We continue to be that shining city set on a hill. And we fully accept the responsibility; we are proud to be the envy of the world.
Here's how you combat these nutcases - with actual scripture. To contest Pastore's last statement: Proverbs 11:2 - "When pride cometh, then cometh shame: but with the lowly is wisdom." Proverbs 13:10 - "Pride only breeds quarrels, but with ones who take advice is wisdom." Proverbs 16:18 - "Pride goeth before destruction, and an haughty spirit before a fall." James 4:6 - "But he giveth more grace. Wherefore he saith, God resisteth the proud, but giveth grace unto the humble." This editorial is the complete antithesis of humility, of which the Bible promotes greatly as a quality ALL Christians should embody. This man clearly does not resemble that quality - he is either outright sinning against God's own word, as he and others like to call it, or he is a false prophet, that which Jesus himself warns us against.
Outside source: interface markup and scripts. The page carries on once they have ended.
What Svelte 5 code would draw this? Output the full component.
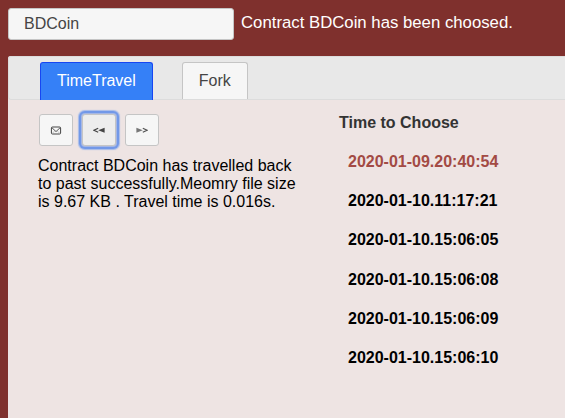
<script>
  const times = [
    '2020-01-09.20:40:54',
    '2020-01-10.11:17:21',
    '2020-01-10.15:06:05',
    '2020-01-10.15:06:08',
    '2020-01-10.15:06:09',
    '2020-01-10.15:06:10'
  ];
  let selected = $state(0);
  let tab = $state('TimeTravel');
</script>

<main>
  <header>
    <div class="contract">BDCoin</div>
    <span class="status">Contract BDCoin has been choosed.</span>
  </header>
  <section class="panel">
    <nav>
      {#each ['TimeTravel', 'Fork'] as name}
        <button class="tab" class:active={tab === name} onclick={() => (tab = name)}>{name}</button>
      {/each}
    </nav>
    <div class="body">
      <div class="travel">
        <div class="tools">
          <button class="tool" aria-label="Save">
            <svg width="12" height="12" viewBox="0 0 12 12" fill="none" stroke="#444" stroke-width="1">
              <rect x="1.4" y="3" width="9.2" height="7" rx="1" />
              <path d="M2 3.8 L6 7.6 L10 3.8" stroke-width=".9" />
              <path d="M2 9.6 L4.4 7.2 M10 9.6 L7.6 7.2" stroke="#999" stroke-width=".6" />
            </svg>
          </button>
          <button class="tool focused" aria-label="Back">
            <svg width="12" height="12" viewBox="0 0 12 12">
              <path d="M5.2 4.3 L1 6.3 L5.2 8.3" fill="none" stroke="#444" stroke-width="1.2" />
              <path d="M11.6 3.8 V8.8 L5.2 6.3 Z" fill="#444" />
            </svg>
          </button>
          <button class="tool" aria-label="Forward">
            <svg width="12" height="12" viewBox="0 0 12 12">
              <path d="M6.8 4.3 L11 6.3 L6.8 8.3" fill="none" stroke="#555" stroke-width="1.2" />
              <path d="M.4 3.8 V8.8 L6.8 6.3 Z" fill="#777" />
            </svg>
          </button>
        </div>
        <p>Contract BDCoin has travelled back to past successfully.Meomry file size is 9.67 KB . Travel time is 0.016s.</p>
      </div>
      <div class="choices">
        <h2>Time to Choose</h2>
        <ul>
          {#each times as time, i}
            <li><button class="time" class:selected={selected === i} onclick={() => (selected = i)}>{time}</button></li>
          {/each}
        </ul>
      </div>
    </div>
  </section>
</main>

<style>
  :global(body) { overflow: hidden; }
  * { box-sizing: border-box; }
  main {
    height: 100vh;
    padding: 8px 0 0 8px;
    display: flex;
    flex-direction: column;
    gap: 16px;
    background: #7f302d;
    font: 16px/18px "Liberation Sans", Arial, sans-serif;
    color: #000;
  }
  button { font: inherit; margin: 0; cursor: pointer; outline: none; }
  header { display: flex; gap: 7px; height: 32px; flex: none; }
  .contract {
    width: 226px;
    height: 32px;
    padding: 0 15px;
    border: 1px solid #c5c5c5;
    border-radius: 3px;
    background: #f6f6f6;
    color: #454545;
    line-height: 30px;
  }
  .status { color: #fff; font-size: 16.75px; line-height: 30px; white-space: nowrap; }
  .panel { flex: 1; background: #eee4e3; border-top-left-radius: 3px; }
  nav {
    display: flex;
    align-items: flex-end;
    gap: 29px;
    height: 44px;
    padding-left: 31px;
    border: 1px solid #dcdcdc;
    border-right: 0;
    border-radius: 3px 0 0 3px;
    background: #e8e8e8;
  }
  .tab {
    height: 37px;
    padding: 0 16px 1px;
    border: 1px solid #c5c5c5;
    border-bottom: 0;
    border-radius: 3px 3px 0 0;
    background: #f6f6f6;
    color: #454545;
  }
  .tab.active {
    height: 38px;
    margin-bottom: -1px;
    padding-bottom: 2px;
    background: #3580f7;
    border-color: #1646f2;
    color: #fff;
  }
  .body { display: flex; padding: 14px 0 0 30px; }
  .travel { width: 270px; }
  .tools { display: flex; gap: 9px; padding-left: 1px; }
  .tool {
    display: flex;
    align-items: center;
    justify-content: center;
    width: 34px;
    height: 32px;
    padding: 0;
    border: 1px solid #c5c5c5;
    border-radius: 3px;
    background: #f6f6f6;
  }
  .focused {
    background: #ededed;
    box-shadow: 0 0 0 1px #a5b7e4, 0 0 0 3px #7298e8, 0 0 1px 3.5px #a6bbe9;
  }
  p { margin: 11px 0 0; }
  .choices { padding-left: 31px; }
  h2 { margin: 0; font-size: 16px; line-height: 18px; color: #333; }
  ul { list-style: none; margin: 21px 0 0; padding: 0 0 0 9px; }
  li { height: 39.2px; }
  .time { display: block; border: 0; padding: 0; background: none; color: #000; font-weight: bold; }
  .time.selected { color: #a34a44; }
</style>
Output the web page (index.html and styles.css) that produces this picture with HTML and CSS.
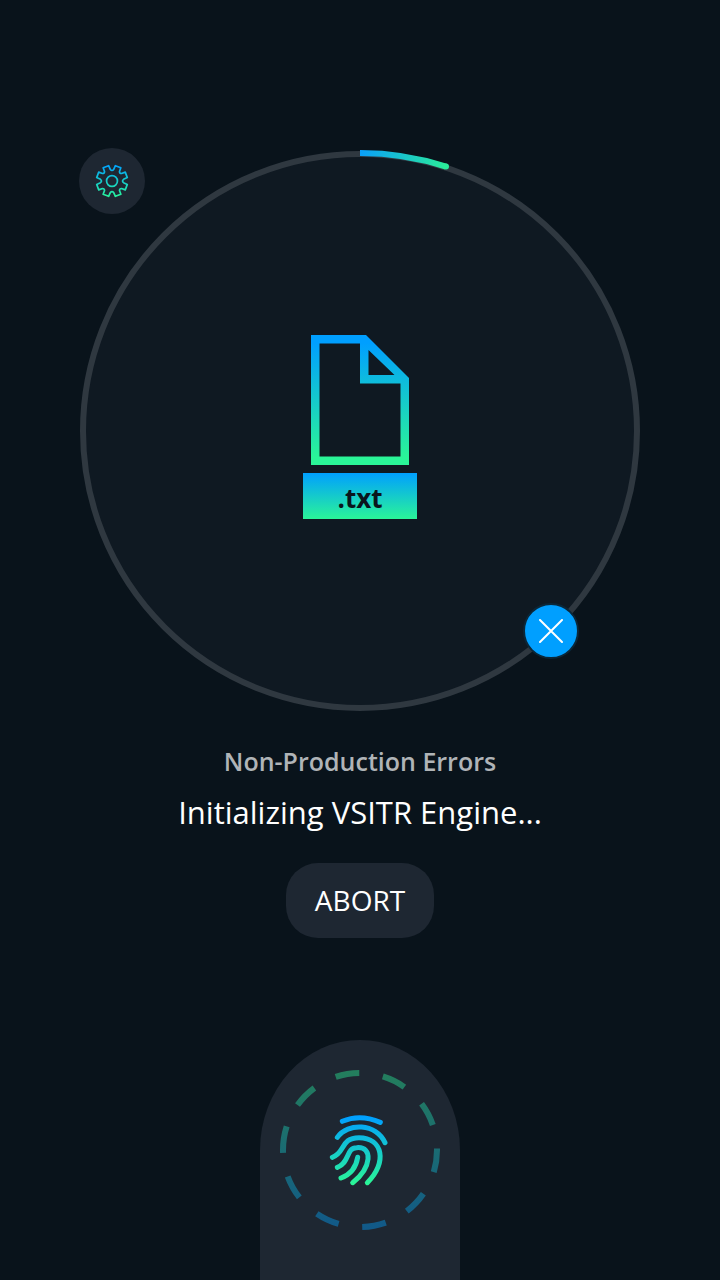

We can take this moral value issue back by throwing it in their face with their own faith. And we will do one of two things: we'll either win converts who recognize the error of their ways and that of the Church and are willing to really become true Christians that empower others, or we'll drive them so crazy that they'll begin mad oppression techniques that even conservative Americans will have to stand up and say "No!" Either way, we will win the battle of ideas, and then they will be forced to rely on lawyers - the exact opposite of what Frank Pastore declares.
I'll be talking more about this in upcoming parts, but this concludes part I of a new era for the Democratic Party. Again, I urge anyone to write their own Addendums to this, as this should be a group work that we all contribute and make for the sake of our party and for this country's future.